What’s Uni Like? Deconstruction of a successful MOOC
Mr. Josu Abrego-Sanz
Academic Success, Office for Students, Charles Sturt University
What’s Uni Like? is a MOOC (Massive Open Online Course) aimed at students aged 14 to 22 from low SES backgrounds across Australia. It is a free of charge, accessible source of information and development. What’s Uni Like? also offers the opportunity to explore aspects of the transition to University in a flexible, non-threatening environment, and builds important digital literacy and online learning skills for students. The course supports the principles of connectivism through the linking of videos, interactive exercises and discussion forums.
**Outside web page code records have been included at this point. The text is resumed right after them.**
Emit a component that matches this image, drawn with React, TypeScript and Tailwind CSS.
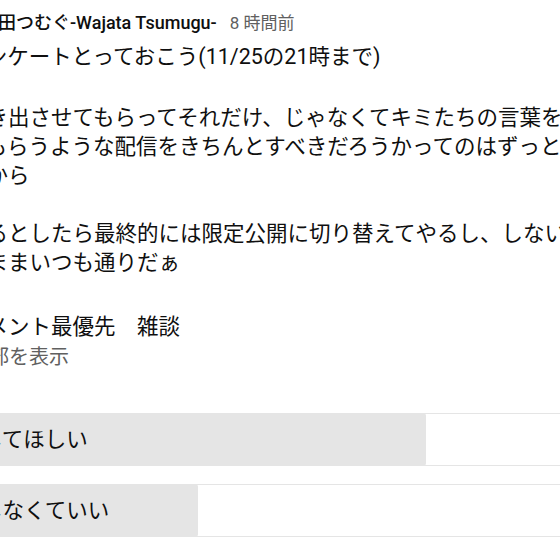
import React from "react";

const font = { fontFamily: "Roboto, 'Noto Sans CJK JP', sans-serif" };

function PollOption({ text, fill }: { text: string; fill: string }) {
  return (
    <div className="relative flex h-[53px] w-[700px] items-center rounded-[4px] border border-[#e5e5e5] bg-white">
      <div className={`absolute inset-y-[-1px] left-[-1px] rounded-r-[3px] bg-[#e5e5e5] ${fill}`} />
      <span className="relative pl-[20px] text-[21.5px] leading-[29px] text-[#0f0f0f] whitespace-nowrap">{text}</span>
    </div>
  );
}

export default function App() {
  const lines: (string | null)[] = [
    "アンケートとっておこう(11/25の21時まで)",
    null,
    "引き出させてもらってそれだけ、じゃなくてキミたちの言葉を聞かせて",
    "てもらうような配信をきちんとすべきだろうかってのはずっと思ってた",
    "だから",
    null,
    "やるとしたら最終的には限定公開に切り替えてやるし、しないならその",
    "のままいつも通りだぁ",
    null,
  ];
  return (
    <div className="h-[560px] w-[560px] overflow-hidden bg-white" style={font}>
      <div className="ml-[-35px] w-[760px]">
        <div className="ml-[15px] flex items-baseline gap-[13px] pt-[10px] whitespace-nowrap">
          <span className="text-[18px] leading-[26px] font-medium text-[#0f0f0f]">侘田つむぐ-Wajata Tsumugu-</span>
          <span className="text-[17px] leading-[26px] text-[#606060]">8 時間前</span>
        </div>
        <div className="mt-[6px] text-[21.5px] leading-[29px] text-[#0f0f0f]">
          {lines.map((l, i) =>
            l === null ? (
              <div key={i} className={i === 1 ? "h-[32px]" : "h-[29px]"} />
            ) : (
              <div key={i} className="whitespace-nowrap">{l}</div>
            )
          )}
          <div className="mt-[6px] whitespace-nowrap">コメント最優先　雑談</div>
          <div className="ml-[4px] mt-[2px] whitespace-nowrap text-[20px] text-[#606060]">一部を表示</div>
        </div>
      </div>
      <div className="ml-[-40px] mt-[41px] flex flex-col gap-[18px]">
        <PollOption text="してほしい" fill="w-[466px]" />
        <PollOption text="しなくていい" fill="w-[238px]" />
      </div>
    </div>
  );
}
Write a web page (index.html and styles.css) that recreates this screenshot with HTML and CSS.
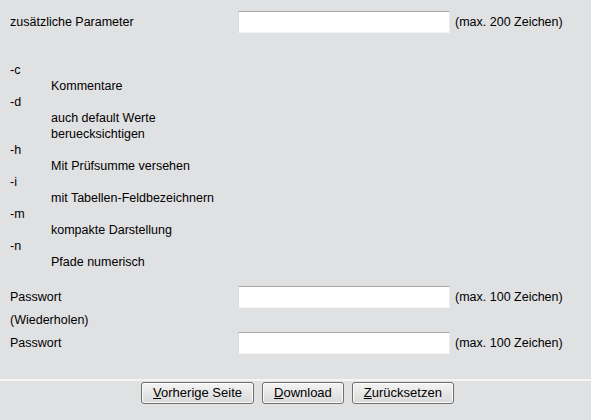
FILE: index.html
```html
<!DOCTYPE html>
<html lang="de">
<head>
<meta charset="utf-8">
<title>Parameter</title>
<link rel="stylesheet" href="styles.css">
</head>
<body>
<form class="page">
  <div class="content">
    <div class="field-row">
      <label class="field-label" for="param">zusätzliche Parameter</label>
      <input class="text-input" id="param" type="text">
      <span class="hint">(max. 200 Zeichen)</span>
    </div>

    <dl class="options">
      <dt>-c</dt><dd>Kommentare</dd>
      <dt>-d</dt><dd>auch default Werte<br>beruecksichtigen</dd>
      <dt>-h</dt><dd>Mit Prüfsumme versehen</dd>
      <dt>-i</dt><dd>mit Tabellen-Feldbezeichnern</dd>
      <dt>-m</dt><dd>kompakte Darstellung</dd>
      <dt>-n</dt><dd>Pfade numerisch</dd>
    </dl>

    <div class="password-block">
      <div class="field-row">
        <label class="field-label" for="pw1">Passwort</label>
        <input class="text-input" id="pw1" type="password">
        <span class="hint">(max. 100 Zeichen)</span>
      </div>
      <div class="note-row">(Wiederholen)</div>
      <div class="field-row">
        <label class="field-label" for="pw2">Passwort</label>
        <input class="text-input" id="pw2" type="password">
        <span class="hint">(max. 100 Zeichen)</span>
      </div>
    </div>
  </div>

  <hr class="separator">

  <div class="actions">
    <button class="btn" type="button"><u>V</u>orherige Seite</button>
    <button class="btn" type="button"><u>D</u>ownload</button>
    <button class="btn" type="reset"><u>Z</u>urücksetzen</button>
  </div>
</form>
</body>
</html>
```

FILE: styles.css
```css
html, body {
  margin: 0;
  padding: 0;
  background: #e0e1e3;
}

body {
  font-family: "Liberation Sans", Arial, sans-serif;
  font-size: 12.5px;
  color: #000;
}

.page {
  margin: 0;
  padding-top: 11px;
}

.content {
  padding-left: 10px;
}

.field-row {
  display: grid;
  grid-template-columns: 228px 212px auto;
  align-items: center;
  height: 22px;
}

.field-label {
  line-height: 16px;
}

.text-input {
  box-sizing: border-box;
  width: 212px;
  height: 22px;
  margin: 0;
  padding: 1px 3px;
  background: #fff;
  border: 1px solid;
  border-color: #a8a8a8 #ececec #f4f4f4 #dadada;
  font-family: inherit;
  font-size: 12.5px;
  outline: none;
}

.hint {
  margin-left: 5px;
  line-height: 16px;
  white-space: nowrap;
}

.options {
  margin: 29px 0 0 0;
  line-height: 16px;
}

.options dt {
  margin: 0;
}

.options dd {
  margin: 0 0 0 41px;
}

.password-block {
  margin-top: 16px;
}

.note-row {
  height: 24px;
  line-height: 24px;
}

.separator {
  margin: 25px 0 0 0;
  height: 2px;
  border: 0;
  background: #f5f5f6;
}

.actions {
  display: flex;
  justify-content: center;
  gap: 8px;
  margin-top: 1px;
  padding-left: 4px;
}

.btn {
  box-sizing: border-box;
  height: 22px;
  margin: 0;
  padding: 0 11px;
  border: 1px solid #6f6f6f;
  border-radius: 3px;
  background: linear-gradient(#f4f4f4, #e6e6e6 50%, #d9d9d9);
  box-shadow: inset 0 0 0 1px #fbfbfb;
  font-family: "Liberation Sans", Arial, sans-serif;
  font-size: 13px;
  color: #000;
  line-height: 18px;
}
```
Within the course, different transition and pedagogical topics are addressed in five discussion forums offering cooperative learning and collaboration opportunities with other students. The opportunity to interact with other course participants assists in normalising questioning and help seeking behaviour; this is an important aspect of valuing low SES students and assisting them to feel a sense of participation, self-worth and agency.